Soldiers joined an estimated 100,000 mourners bowing in respect at Thursday’s memorial [AFP] |
On Thursday, as China marked the 70th anniversary of the start of the killings, a new multi-million dollar extension to Nanjing’s Massacre Museum was opened so the city and the world will not forget what happened.
It is dedicated to more than 300,000 people the Chinese say were slaughtered by the invading Japanese army.
Outside there are statues of victims with captions saying “quickly run, the devils are coming.”
It is an impression many in China have had of the Japanese since that period of barbarity, resulting in difficult diplomatic relations between the two countries.
‘Incident’
Japanese monks joined ceremonies marking the massacre anniversary [AFP] |
Japanese accounts of the events of late 1937 dispute the number of dead, some say it was only a few hundred and while others call it an “incident” rather than a massacre.

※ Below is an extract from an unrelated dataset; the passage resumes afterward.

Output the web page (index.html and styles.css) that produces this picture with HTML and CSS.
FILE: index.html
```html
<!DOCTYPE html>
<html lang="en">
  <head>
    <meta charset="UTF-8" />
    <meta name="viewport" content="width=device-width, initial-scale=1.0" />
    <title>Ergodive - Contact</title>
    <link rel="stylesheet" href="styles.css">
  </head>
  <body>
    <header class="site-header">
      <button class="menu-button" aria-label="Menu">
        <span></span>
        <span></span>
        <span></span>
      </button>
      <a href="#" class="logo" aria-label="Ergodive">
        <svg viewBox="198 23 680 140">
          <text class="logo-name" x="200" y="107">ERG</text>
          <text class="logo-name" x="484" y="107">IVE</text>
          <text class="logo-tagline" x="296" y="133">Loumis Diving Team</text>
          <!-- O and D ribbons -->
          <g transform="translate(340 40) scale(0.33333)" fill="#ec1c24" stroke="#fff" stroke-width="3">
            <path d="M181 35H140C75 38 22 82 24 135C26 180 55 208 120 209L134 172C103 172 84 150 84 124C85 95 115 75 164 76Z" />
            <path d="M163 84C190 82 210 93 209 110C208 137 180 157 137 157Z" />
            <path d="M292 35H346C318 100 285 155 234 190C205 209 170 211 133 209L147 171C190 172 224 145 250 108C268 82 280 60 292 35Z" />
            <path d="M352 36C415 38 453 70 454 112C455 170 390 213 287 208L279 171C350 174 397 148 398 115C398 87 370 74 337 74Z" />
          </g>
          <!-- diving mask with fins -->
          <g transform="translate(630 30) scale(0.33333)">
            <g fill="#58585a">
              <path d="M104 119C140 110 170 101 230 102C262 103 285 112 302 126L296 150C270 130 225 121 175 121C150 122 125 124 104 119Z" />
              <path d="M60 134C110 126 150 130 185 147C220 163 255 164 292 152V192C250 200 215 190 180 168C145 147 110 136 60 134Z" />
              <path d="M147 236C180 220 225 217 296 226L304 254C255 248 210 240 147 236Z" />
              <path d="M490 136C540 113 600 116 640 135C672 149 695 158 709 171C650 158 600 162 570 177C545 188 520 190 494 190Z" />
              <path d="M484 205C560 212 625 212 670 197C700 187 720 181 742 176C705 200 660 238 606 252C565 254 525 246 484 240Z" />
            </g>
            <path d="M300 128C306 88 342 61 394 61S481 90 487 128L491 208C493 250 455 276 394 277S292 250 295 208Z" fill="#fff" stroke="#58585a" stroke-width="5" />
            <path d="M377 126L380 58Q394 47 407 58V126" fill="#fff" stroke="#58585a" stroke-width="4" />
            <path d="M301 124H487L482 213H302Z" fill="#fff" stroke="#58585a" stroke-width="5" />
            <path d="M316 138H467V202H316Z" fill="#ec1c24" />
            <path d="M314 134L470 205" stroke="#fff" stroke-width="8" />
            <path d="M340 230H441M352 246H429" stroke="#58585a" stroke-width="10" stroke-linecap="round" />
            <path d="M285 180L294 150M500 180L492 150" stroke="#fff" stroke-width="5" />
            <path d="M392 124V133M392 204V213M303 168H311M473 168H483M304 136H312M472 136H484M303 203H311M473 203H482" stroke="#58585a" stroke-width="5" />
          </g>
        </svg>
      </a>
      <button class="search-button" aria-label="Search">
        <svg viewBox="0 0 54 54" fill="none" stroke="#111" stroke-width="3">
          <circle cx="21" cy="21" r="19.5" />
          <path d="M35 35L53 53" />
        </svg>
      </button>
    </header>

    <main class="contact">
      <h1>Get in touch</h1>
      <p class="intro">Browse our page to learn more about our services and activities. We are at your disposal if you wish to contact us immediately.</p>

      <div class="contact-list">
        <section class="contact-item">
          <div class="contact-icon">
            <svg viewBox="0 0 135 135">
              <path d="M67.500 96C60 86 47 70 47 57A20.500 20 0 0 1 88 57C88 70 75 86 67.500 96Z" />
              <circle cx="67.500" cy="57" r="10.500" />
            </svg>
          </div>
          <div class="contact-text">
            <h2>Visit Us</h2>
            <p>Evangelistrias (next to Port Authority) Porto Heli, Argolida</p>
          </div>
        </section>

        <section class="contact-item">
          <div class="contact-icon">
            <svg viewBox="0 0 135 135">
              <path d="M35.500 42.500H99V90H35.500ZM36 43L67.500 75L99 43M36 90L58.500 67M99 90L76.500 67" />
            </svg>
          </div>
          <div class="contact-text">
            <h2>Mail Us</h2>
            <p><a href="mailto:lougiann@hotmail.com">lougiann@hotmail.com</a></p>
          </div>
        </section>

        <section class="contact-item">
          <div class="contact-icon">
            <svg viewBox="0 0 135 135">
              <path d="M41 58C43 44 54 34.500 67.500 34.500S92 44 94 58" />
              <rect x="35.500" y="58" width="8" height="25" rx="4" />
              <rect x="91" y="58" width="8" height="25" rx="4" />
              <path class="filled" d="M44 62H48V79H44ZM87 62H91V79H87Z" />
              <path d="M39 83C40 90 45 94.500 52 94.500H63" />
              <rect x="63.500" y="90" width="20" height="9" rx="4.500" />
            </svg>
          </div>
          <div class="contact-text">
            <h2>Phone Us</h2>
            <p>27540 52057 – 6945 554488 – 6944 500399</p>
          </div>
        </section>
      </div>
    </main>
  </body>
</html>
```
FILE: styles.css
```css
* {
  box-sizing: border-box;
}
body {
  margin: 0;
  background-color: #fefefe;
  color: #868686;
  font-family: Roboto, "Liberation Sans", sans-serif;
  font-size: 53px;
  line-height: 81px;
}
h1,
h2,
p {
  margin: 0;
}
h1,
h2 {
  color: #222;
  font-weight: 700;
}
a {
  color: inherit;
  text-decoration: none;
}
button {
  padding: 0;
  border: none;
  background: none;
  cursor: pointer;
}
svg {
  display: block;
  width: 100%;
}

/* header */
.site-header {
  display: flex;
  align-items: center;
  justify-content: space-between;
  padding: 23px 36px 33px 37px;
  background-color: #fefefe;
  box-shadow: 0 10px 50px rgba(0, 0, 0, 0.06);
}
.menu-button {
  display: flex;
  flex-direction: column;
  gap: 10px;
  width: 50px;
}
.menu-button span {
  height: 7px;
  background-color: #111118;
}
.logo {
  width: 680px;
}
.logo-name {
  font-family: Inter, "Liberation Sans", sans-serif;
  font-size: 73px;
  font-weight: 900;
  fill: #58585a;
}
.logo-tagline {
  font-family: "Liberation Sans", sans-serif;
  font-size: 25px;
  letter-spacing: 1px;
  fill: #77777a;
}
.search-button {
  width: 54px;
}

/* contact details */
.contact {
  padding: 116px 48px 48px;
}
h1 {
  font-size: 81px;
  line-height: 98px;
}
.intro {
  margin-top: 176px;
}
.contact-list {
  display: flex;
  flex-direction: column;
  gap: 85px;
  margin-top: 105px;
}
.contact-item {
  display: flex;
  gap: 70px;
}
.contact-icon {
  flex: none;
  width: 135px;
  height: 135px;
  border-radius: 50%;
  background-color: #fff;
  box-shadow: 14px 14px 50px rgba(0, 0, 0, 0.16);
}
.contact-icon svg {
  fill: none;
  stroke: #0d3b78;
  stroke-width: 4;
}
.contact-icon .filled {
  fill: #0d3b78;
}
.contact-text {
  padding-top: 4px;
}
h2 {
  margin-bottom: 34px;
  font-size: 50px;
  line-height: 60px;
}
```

Many in China believe Japan has not fully atoned for its crime.
Lin Bo Yao is Chinese but was born in Japan and speaks fluent Japanese and is now the secretary general of the China-Japan friendship association.

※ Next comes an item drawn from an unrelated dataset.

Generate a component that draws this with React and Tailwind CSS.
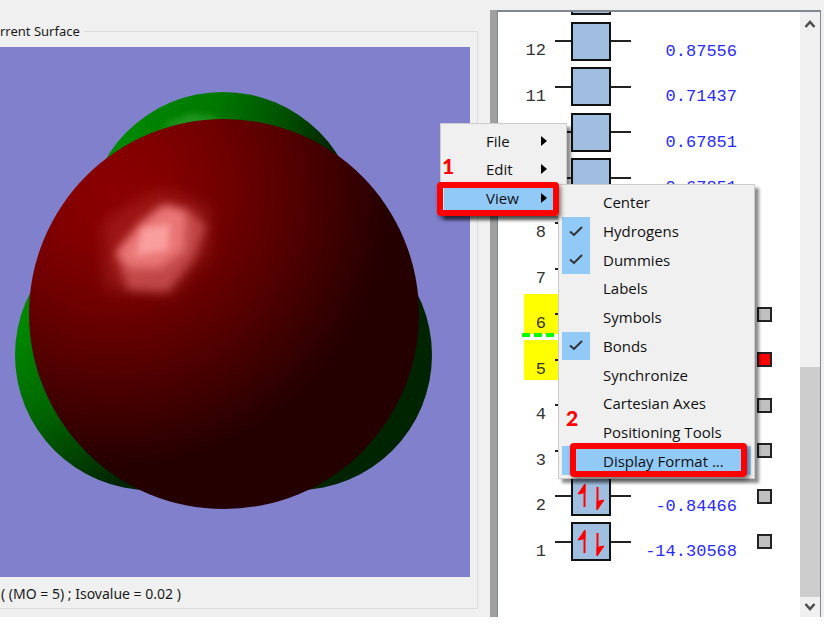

For him Japan’s counterclaims over the massacre are supported by many including politicians.
“The largest right-wing organization in Japan denied the existence of the Rape of Nanjing,” he told Al Jazeera.
“These include about a quarter of all the congressmen in Japan – even eight cabinet members and the prime minister.”
Inside the Museum is a large building housing the human bones of victims which have been excavated over the last 10 years.
Up to 300,000 people died in the massacre according to China [AFP] |
The remains include those of many children.
Nearby is the so-called “10,000 corpse trench” – the final resting place of many Chinese who were killed by the Japanese, some of whom were said to have been buried alive.
For some of the Chinese visitors it is the first time they have had the chance to look closely at the evidence of the massacre.
But 75-year-old Shi Xiu Qin cannot. She is a massacre survivor and she is blind.
One of the last things she saw was her mother being raped. Then, to quieten her cries she says, Japanese soldiers gouged out her eyes with a bayonet.
“They were raping my mother while I stood next to her. I was only five-years-old, my mother was crying so I did too and the soldiers kept shouting at me but I didn’t understand. And then they cut my eyes.”
Such an act is almost beyond belief.
Any normal person visiting the Nanjing memorial museum tends to ask two questions – ‘how?’ and ‘why?’. The people who know the answers are almost all dead.
But on Thursday’s anniversary ceremonies one Japanese man in a wheelchair came to visit the museum.
He refused to be interviewed, but we were told he was a soldier who was stationed in Nanjing during those six weeks.
Maybe he was a soldier with a conscience. If so, it didn’t go as far as offering an explanation to what he or his fellow soldiers did during that period.
Animosity
Cheng Yun, an 88-year-old massacre survivor, says he cannot forget but can now forgive |
A huge peace statue stands at one end of the museum grounds.
Although the anniversary has reignited the controversy over the Nanjing massacre it comes at a time of warmer relations between China and Japan, possibly an indicator of further improved relations in the future.
But watching the video, gazing at the photos and hearing the first hand accounts of the survivors, it helps to explain why there is so much animosity here towards the Japanese.
Seventy years on, the survivors of 1937 now number only a few hundred. Nanjing’s Massacre museum was built so not one would forget.
At 88, Cheng Yun is one of the oldest survivors still alive. He was shot three times in his leg and says while he cannot forget what the Japanese did, he can now forgive.
“We should educate the younger generation both in China and Japan to be more friendly towards each other in the future,” he told me.
“We should never ever let such a tragedy happen again.”